10. Unnamed Patterns and Variables (JEP 443 – Preview)
What: Introduces _ as a placeholder for unused variables and patterns.
Why: Cleaner code when parts of a pattern are irrelevant.
Before:
if (obj instanceof Point p) {
int x = p.x();
}
Now:
if (obj instanceof Point(_, int y)) {
System.out.println(y);
}
Benefit: Reduces noise and clarifies intent.
11. Generational ZGC (JEP 439 – Final)
What: Enhances the Z Garbage Collector with generational heap layout.
Why: Improves performance by separating short-lived (young) and long-lived (old) objects.
Before:
ZGC managed a single heap generation.
Now:
Young and old generations are managed separately.
Benefit: Better throughput, reduced pause times.
12. Deprecate Windows 32-bit x86 Port (JEP 449 – Final)
What: Deprecates the 32-bit Windows x86 port.
Why: Outdated platform with minimal usage. Reduces maintenance burden.
Impact: Warns on 32-bit JVM use; may be removed in a future release.
13. Prepare for Finalization Removal (JEP 451 – Final)
What: Provides warnings and infrastructure for the future removal of object finalization.
Why: Finalization is unreliable and causes performance/memory issues.
Impact: Finalizers still work, but tooling emits warnings. Use Cleaner or try-with-resources.
14. Key Encapsulation Mechanism (JEP 452 – Final)
What: Introduces a standard API for KEM (Key Encapsulation Mechanism).
Why: Supports modern cryptographic protocols like HPKE for secure key exchange.
Use Case: Hybrid encryption with key derivation.
Benefit: Enhances cryptographic capabilities for secure communications.
Summary
Java 21 is a feature-rich LTS release focused on:
- Modern language enhancements (string templates, pattern matching, unnamed variables)

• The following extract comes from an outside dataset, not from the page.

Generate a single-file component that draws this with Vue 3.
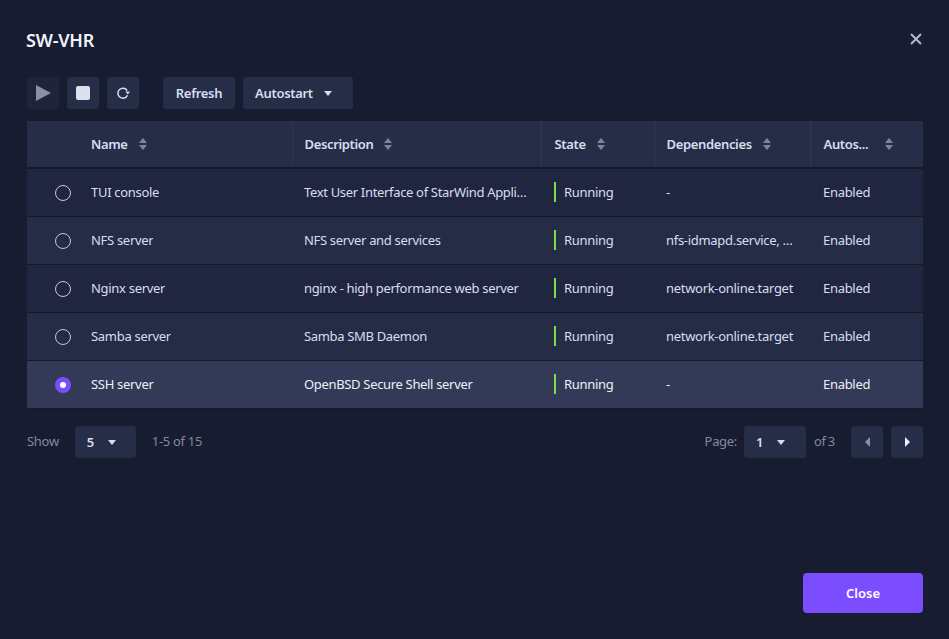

- Scalable concurrency (virtual threads, structured concurrency, scoped values)
- Better performance (Generational ZGC, Vector API)
- Improved native integration (FFM API)
- Security and maintainability (KEM, finalization deprecation)
Adopting Java 21 ensures access to modern language features while staying on a stable, supported platform.